**YOUR OBJECTIVE**. What you return should match every record exactly, with the images removed.

## Start MATERIAL FOR THIS EXERCISE

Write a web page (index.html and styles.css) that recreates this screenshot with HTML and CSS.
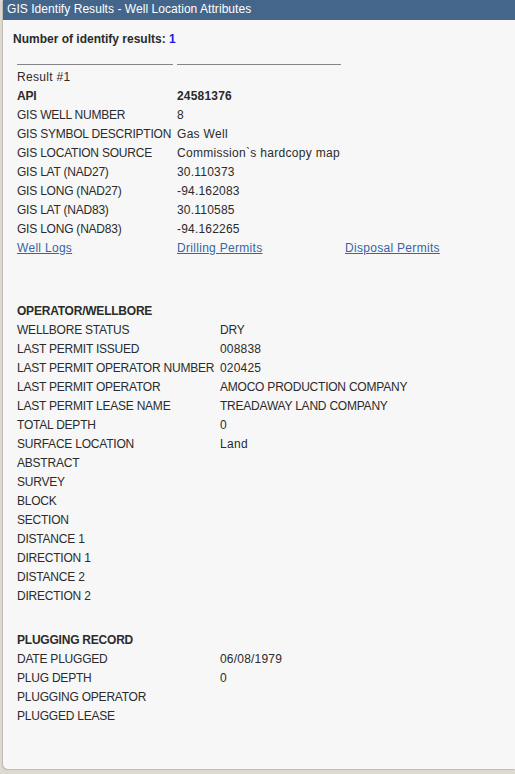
FILE: index.html
```html
<!DOCTYPE html>
<html>
<head>
<meta charset="utf-8">
<link rel="stylesheet" href="styles.css">
</head>
<body>
<div class="dialog">
  <div class="titlebar">GIS Identify Results - Well Location Attributes</div>
  <div class="content">
    <div class="count">Number of identify results: <span class="num">1</span></div>
    <div class="results">
      <div class="head">
        <div class="hcell c1"></div>
        <div class="hcell c2"></div>
      </div>
      <div class="grid g1">
        <div class="lc">Result #1</div><div></div><div></div>
        <div class="b">API</div><div class="b n">24581376</div><div></div>
        <div>GIS WELL NUMBER</div><div class="n">8</div><div></div>
        <div>GIS SYMBOL DESCRIPTION</div><div class="lc">Gas Well</div><div></div>
        <div>GIS LOCATION SOURCE</div><div class="lc">Commission`s hardcopy map</div><div></div>
        <div>GIS LAT (NAD27)</div><div class="n">30.110373</div><div></div>
        <div>GIS LONG (NAD27)</div><div class="n">-94.162083</div><div></div>
        <div>GIS LAT (NAD83)</div><div class="n">30.110585</div><div></div>
        <div>GIS LONG (NAD83)</div><div class="n">-94.162265</div><div></div>
        <div class="lc"><a href="#">Well Logs</a></div><div class="lc"><a href="#">Drilling Permits</a></div><div class="lc"><a href="#">Disposal Permits</a></div>
        <div class="empty"></div><div></div><div></div>
      </div>
      <div class="grid g2 section">
        <div class="b">OPERATOR/WELLBORE</div><div></div>
        <div>WELLBORE STATUS</div><div>DRY</div>
        <div>LAST PERMIT ISSUED</div><div class="n">008838</div>
        <div>LAST PERMIT OPERATOR NUMBER</div><div class="n">020425</div>
        <div>LAST PERMIT OPERATOR</div><div>AMOCO PRODUCTION COMPANY</div>
        <div>LAST PERMIT LEASE NAME</div><div>TREADAWAY LAND COMPANY</div>
        <div>TOTAL DEPTH</div><div class="n">0</div>
        <div>SURFACE LOCATION</div><div class="lc">Land</div>
        <div>ABSTRACT</div><div></div>
        <div>SURVEY</div><div></div>
        <div>BLOCK</div><div></div>
        <div>SECTION</div><div></div>
        <div>DISTANCE 1</div><div></div>
        <div>DIRECTION 1</div><div></div>
        <div>DISTANCE 2</div><div></div>
        <div>DIRECTION 2</div><div></div>
      </div>
      <div class="grid g2 section">
        <div class="b">PLUGGING RECORD</div><div></div>
        <div>DATE PLUGGED</div><div class="n">06/08/1979</div>
        <div>PLUG DEPTH</div><div class="n">0</div>
        <div>PLUGGING OPERATOR</div><div></div>
        <div>PLUGGED LEASE</div><div></div>
      </div>
    </div>
  </div>
</div>
</body>
</html>
```
FILE: styles.css
```css
html, body {
  margin: 0;
  padding: 0;
}
body {
  background: #dedad0;
  font-family: "Liberation Sans", Arial, sans-serif;
  font-size: 12px;
  color: #2b2b2b;
  height: 774px;
  overflow: hidden;
}
.dialog {
  margin-left: 3px;
  width: 512px;
  height: 769px;
  background: #f7f7f7;
  border-bottom-left-radius: 5px;
  box-shadow: -1px 1px 1px rgba(0,0,0,0.15);
}
.titlebar {
  height: 20px;
  line-height: 19px;
  background: #45668b;
  color: #ffffff;
  padding-left: 4px;
  font-size: 12px;
  letter-spacing: 0.05px;
}
.content {
  padding: 11px 10px 0 10px;
}
.count {
  font-weight: bold;
  line-height: 16px;
}
.num {
  color: #1a1ae6;
}
.results {
  padding-left: 4px;
}
.head {
  display: flex;
  margin-top: 17px;
  height: 1px;
  margin-bottom: 3px;
}
.hcell {
  border-top: 1px solid #858585;
}
.hcell.c1 {
  width: 156px;
  margin-right: 4px;
}
.hcell.c2 {
  width: 164px;
}
.grid {
  display: grid;
  grid-auto-rows: 19px;
  line-height: 19px;
  white-space: nowrap;
  letter-spacing: -0.22px;
}
.grid .lc {
  letter-spacing: 0.3px;
}
.grid .n {
  letter-spacing: 0.2px;
}
.g1 {
  grid-template-columns: 160px 168px 1fr;
}
.g2 {
  grid-template-columns: 203px 1fr;
}
.section {
  margin-top: 25px;
}
.b {
  font-weight: bold;
}
a {
  color: #3865a3;
  text-decoration: underline;
}
```
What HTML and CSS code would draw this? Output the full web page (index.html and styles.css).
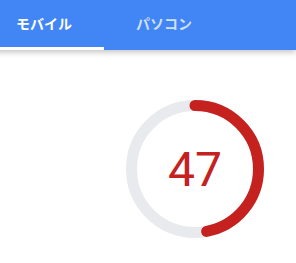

## End MATERIAL FOR THIS EXERCISE

**FULL ANSWER**.
Write a web page (index.html and styles.css) that recreates this screenshot with HTML and CSS.
FILE: index.html
```html
<!DOCTYPE html>
<html>
<head>
<meta charset="utf-8">
<link rel="stylesheet" href="styles.css">
</head>
<body>
<div class="dialog">
  <div class="titlebar">GIS Identify Results - Well Location Attributes</div>
  <div class="content">
    <div class="count">Number of identify results: <span class="num">1</span></div>
    <div class="results">
      <div class="head">
        <div class="hcell c1"></div>
        <div class="hcell c2"></div>
      </div>
      <div class="grid g1">
        <div class="lc">Result #1</div><div></div><div></div>
        <div class="b">API</div><div class="b n">24581376</div><div></div>
        <div>GIS WELL NUMBER</div><div class="n">8</div><div></div>
        <div>GIS SYMBOL DESCRIPTION</div><div class="lc">Gas Well</div><div></div>
        <div>GIS LOCATION SOURCE</div><div class="lc">Commission`s hardcopy map</div><div></div>
        <div>GIS LAT (NAD27)</div><div class="n">30.110373</div><div></div>
        <div>GIS LONG (NAD27)</div><div class="n">-94.162083</div><div></div>
        <div>GIS LAT (NAD83)</div><div class="n">30.110585</div><div></div>
        <div>GIS LONG (NAD83)</div><div class="n">-94.162265</div><div></div>
        <div class="lc"><a href="#">Well Logs</a></div><div class="lc"><a href="#">Drilling Permits</a></div><div class="lc"><a href="#">Disposal Permits</a></div>
        <div class="empty"></div><div></div><div></div>
      </div>
      <div class="grid g2 section">
        <div class="b">OPERATOR/WELLBORE</div><div></div>
        <div>WELLBORE STATUS</div><div>DRY</div>
        <div>LAST PERMIT ISSUED</div><div class="n">008838</div>
        <div>LAST PERMIT OPERATOR NUMBER</div><div class="n">020425</div>
        <div>LAST PERMIT OPERATOR</div><div>AMOCO PRODUCTION COMPANY</div>
        <div>LAST PERMIT LEASE NAME</div><div>TREADAWAY LAND COMPANY</div>
        <div>TOTAL DEPTH</div><div class="n">0</div>
        <div>SURFACE LOCATION</div><div class="lc">Land</div>
        <div>ABSTRACT</div><div></div>
        <div>SURVEY</div><div></div>
        <div>BLOCK</div><div></div>
        <div>SECTION</div><div></div>
        <div>DISTANCE 1</div><div></div>
        <div>DIRECTION 1</div><div></div>
        <div>DISTANCE 2</div><div></div>
        <div>DIRECTION 2</div><div></div>
      </div>
      <div class="grid g2 section">
        <div class="b">PLUGGING RECORD</div><div></div>
        <div>DATE PLUGGED</div><div class="n">06/08/1979</div>
        <div>PLUG DEPTH</div><div class="n">0</div>
        <div>PLUGGING OPERATOR</div><div></div>
        <div>PLUGGED LEASE</div><div></div>
      </div>
    </div>
  </div>
</div>
</body>
</html>
```
FILE: styles.css
```css
html, body {
  margin: 0;
  padding: 0;
}
body {
  background: #dedad0;
  font-family: "Liberation Sans", Arial, sans-serif;
  font-size: 12px;
  color: #2b2b2b;
  height: 774px;
  overflow: hidden;
}
.dialog {
  margin-left: 3px;
  width: 512px;
  height: 769px;
  background: #f7f7f7;
  border-bottom-left-radius: 5px;
  box-shadow: -1px 1px 1px rgba(0,0,0,0.15);
}
.titlebar {
  height: 20px;
  line-height: 19px;
  background: #45668b;
  color: #ffffff;
  padding-left: 4px;
  font-size: 12px;
  letter-spacing: 0.05px;
}
.content {
  padding: 11px 10px 0 10px;
}
.count {
  font-weight: bold;
  line-height: 16px;
}
.num {
  color: #1a1ae6;
}
.results {
  padding-left: 4px;
}
.head {
  display: flex;
  margin-top: 17px;
  height: 1px;
  margin-bottom: 3px;
}
.hcell {
  border-top: 1px solid #858585;
}
.hcell.c1 {
  width: 156px;
  margin-right: 4px;
}
.hcell.c2 {
  width: 164px;
}
.grid {
  display: grid;
  grid-auto-rows: 19px;
  line-height: 19px;
  white-space: nowrap;
  letter-spacing: -0.22px;
}
.grid .lc {
  letter-spacing: 0.3px;
}
.grid .n {
  letter-spacing: 0.2px;
}
.g1 {
  grid-template-columns: 160px 168px 1fr;
}
.g2 {
  grid-template-columns: 203px 1fr;
}
.section {
  margin-top: 25px;
}
.b {
  font-weight: bold;
}
a {
  color: #3865a3;
  text-decoration: underline;
}
```
What HTML and CSS code would draw this? Output the full web page (index.html and styles.css).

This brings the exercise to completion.